Set the listing down unchanged, minus every embedded image.

* Start Dataset excerpt *

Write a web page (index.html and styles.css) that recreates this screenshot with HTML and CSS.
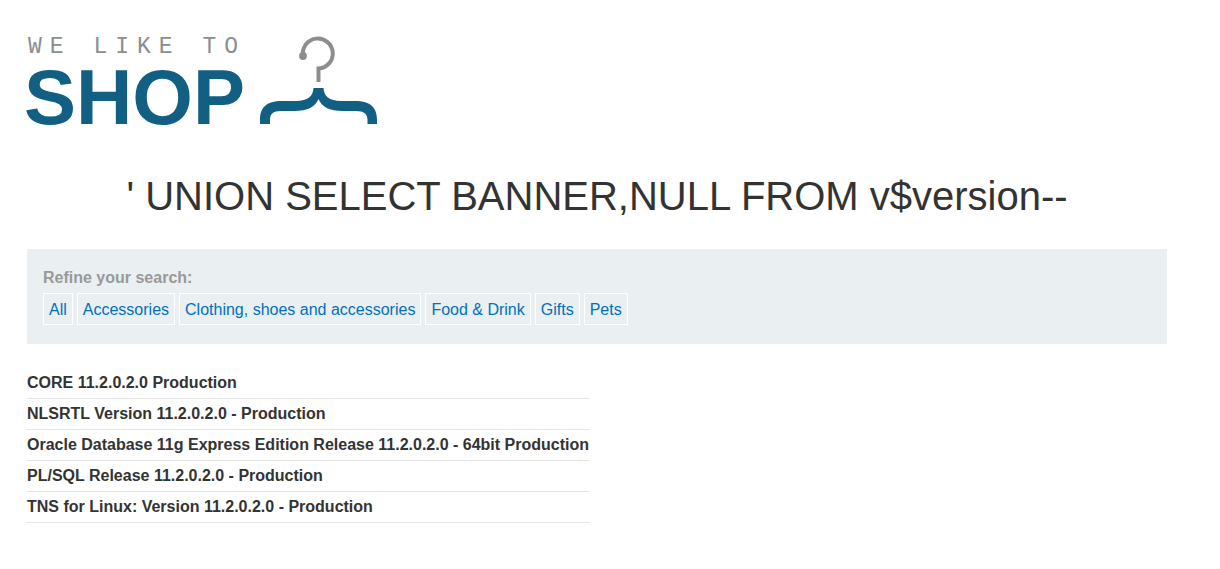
FILE: index.html
```html
<!DOCTYPE html>
<html lang="en">
<head>
<meta charset="utf-8">
<title>We Like to Shop</title>
<link rel="stylesheet" href="styles.css">
</head>
<body>
<main class="page">
  <header class="logo">
    <svg class="logo-art" width="354" height="92" viewBox="0 0 354 92" role="img" aria-label="We like to shop">
      <text class="logo-tagline" x="1" y="17">WE LIKE TO</text>
      <text class="logo-name" x="-3" y="88">SHOP</text>
      <path d="M276 20A15 15 0 1 1 291.500 32.500V46" fill="none" stroke="#8c8d8e" stroke-width="4"/>
      <circle cx="276" cy="20" r="3.900" fill="#8c8d8e"/>
      <path d="M286.500 52H296.500C297 60 302 65 314 65H328C344 65 350 72 350 84V88H340.500V84C340.500 78 337 75 329 75H316C302 75 295 71 291.500 63C288 71 281 75 267 75H254C246 75 243 78 243 84V88H233V84C233 72 239 65 255 65H269C281 65 286 60 286.500 52Z" fill="#125f84"/>
    </svg>
  </header>
  <h1 class="title">' UNION SELECT BANNER,NULL FROM v$version--</h1>
  <nav class="filters" aria-labelledby="filters-label">
    <span class="filters-label" id="filters-label">Refine your search:</span>
    <div class="filters-list">
      <a class="filter" href="#all">All</a>
      <a class="filter" href="#accessories">Accessories</a>
      <a class="filter" href="#clothing">Clothing, shoes and accessories</a>
      <a class="filter" href="#food">Food &amp; Drink</a>
      <a class="filter" href="#gifts">Gifts</a>
      <a class="filter" href="#pets">Pets</a>
    </div>
  </nav>
  <table class="results">
    <tbody>
      <tr><th scope="row">CORE 11.2.0.2.0 Production</th></tr>
      <tr><th scope="row">NLSRTL Version 11.2.0.2.0 - Production</th></tr>
      <tr><th scope="row">Oracle Database 11g Express Edition Release 11.2.0.2.0 - 64bit Production</th></tr>
      <tr><th scope="row">PL/SQL Release 11.2.0.2.0 - Production</th></tr>
      <tr><th scope="row">TNS for Linux: Version 11.2.0.2.0 - Production</th></tr>
    </tbody>
  </table>
</main>
</body>
</html>
```
FILE: styles.css
```css
body {
  margin: 0;
  background: #fff;
  color: #333332;
  font: 16px/24px "Liberation Sans", Arial, sans-serif;
}

.page {
  max-width: 1140px;
  margin: 0 auto;
  padding: 36px 53px 46px 27px;
}

.logo-art {
  display: block;
  overflow: visible;
}

.logo-tagline {
  fill: #8c8d8e;
  font: 23px "Liberation Mono", "Courier New", monospace;
  letter-spacing: 8px;
}

.logo-name {
  fill: #125f84;
  font: bold 78px "Liberation Sans", Arial, sans-serif;
}

.title {
  margin: 44px 0 28px;
  font-size: 40px;
  line-height: 49px;
  font-weight: 400;
  text-align: center;
}

.filters {
  padding: 17px 16px 19px;
  background: #eaeff2;
}

.filters-label {
  display: block;
  margin-bottom: 3px;
  color: #999;
  font-weight: 700;
}

.filters-list {
  display: flex;
  flex-wrap: wrap;
  gap: 4px;
}

.filter {
  padding: 4px 5px 2px;
  border: 1px solid #fff;
  line-height: 24px;
  color: #0071bc;
  text-decoration: none;
}

.results {
  margin-top: 24px;
  border-collapse: separate;
  border-spacing: 0;
}

.results th {
  padding: 3px 0;
  border-bottom: 1px solid #e4e4e4;
  text-align: left;
}
```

* End Dataset excerpt *

Result:
Write a web page (index.html and styles.css) that recreates this screenshot with HTML and CSS.
FILE: index.html
```html
<!DOCTYPE html>
<html lang="en">
<head>
<meta charset="utf-8">
<title>We Like to Shop</title>
<link rel="stylesheet" href="styles.css">
</head>
<body>
<main class="page">
  <header class="logo">
    <svg class="logo-art" width="354" height="92" viewBox="0 0 354 92" role="img" aria-label="We like to shop">
      <text class="logo-tagline" x="1" y="17">WE LIKE TO</text>
      <text class="logo-name" x="-3" y="88">SHOP</text>
      <path d="M276 20A15 15 0 1 1 291.500 32.500V46" fill="none" stroke="#8c8d8e" stroke-width="4"/>
      <circle cx="276" cy="20" r="3.900" fill="#8c8d8e"/>
      <path d="M286.500 52H296.500C297 60 302 65 314 65H328C344 65 350 72 350 84V88H340.500V84C340.500 78 337 75 329 75H316C302 75 295 71 291.500 63C288 71 281 75 267 75H254C246 75 243 78 243 84V88H233V84C233 72 239 65 255 65H269C281 65 286 60 286.500 52Z" fill="#125f84"/>
    </svg>
  </header>
  <h1 class="title">' UNION SELECT BANNER,NULL FROM v$version--</h1>
  <nav class="filters" aria-labelledby="filters-label">
    <span class="filters-label" id="filters-label">Refine your search:</span>
    <div class="filters-list">
      <a class="filter" href="#all">All</a>
      <a class="filter" href="#accessories">Accessories</a>
      <a class="filter" href="#clothing">Clothing, shoes and accessories</a>
      <a class="filter" href="#food">Food &amp; Drink</a>
      <a class="filter" href="#gifts">Gifts</a>
      <a class="filter" href="#pets">Pets</a>
    </div>
  </nav>
  <table class="results">
    <tbody>
      <tr><th scope="row">CORE 11.2.0.2.0 Production</th></tr>
      <tr><th scope="row">NLSRTL Version 11.2.0.2.0 - Production</th></tr>
      <tr><th scope="row">Oracle Database 11g Express Edition Release 11.2.0.2.0 - 64bit Production</th></tr>
      <tr><th scope="row">PL/SQL Release 11.2.0.2.0 - Production</th></tr>
      <tr><th scope="row">TNS for Linux: Version 11.2.0.2.0 - Production</th></tr>
    </tbody>
  </table>
</main>
</body>
</html>
```
FILE: styles.css
```css
body {
  margin: 0;
  background: #fff;
  color: #333332;
  font: 16px/24px "Liberation Sans", Arial, sans-serif;
}

.page {
  max-width: 1140px;
  margin: 0 auto;
  padding: 36px 53px 46px 27px;
}

.logo-art {
  display: block;
  overflow: visible;
}

.logo-tagline {
  fill: #8c8d8e;
  font: 23px "Liberation Mono", "Courier New", monospace;
  letter-spacing: 8px;
}

.logo-name {
  fill: #125f84;
  font: bold 78px "Liberation Sans", Arial, sans-serif;
}

.title {
  margin: 44px 0 28px;
  font-size: 40px;
  line-height: 49px;
  font-weight: 400;
  text-align: center;
}

.filters {
  padding: 17px 16px 19px;
  background: #eaeff2;
}

.filters-label {
  display: block;
  margin-bottom: 3px;
  color: #999;
  font-weight: 700;
}

.filters-list {
  display: flex;
  flex-wrap: wrap;
  gap: 4px;
}

.filter {
  padding: 4px 5px 2px;
  border: 1px solid #fff;
  line-height: 24px;
  color: #0071bc;
  text-decoration: none;
}

.results {
  margin-top: 24px;
  border-collapse: separate;
  border-spacing: 0;
}

.results th {
  padding: 3px 0;
  border-bottom: 1px solid #e4e4e4;
  text-align: left;
}
```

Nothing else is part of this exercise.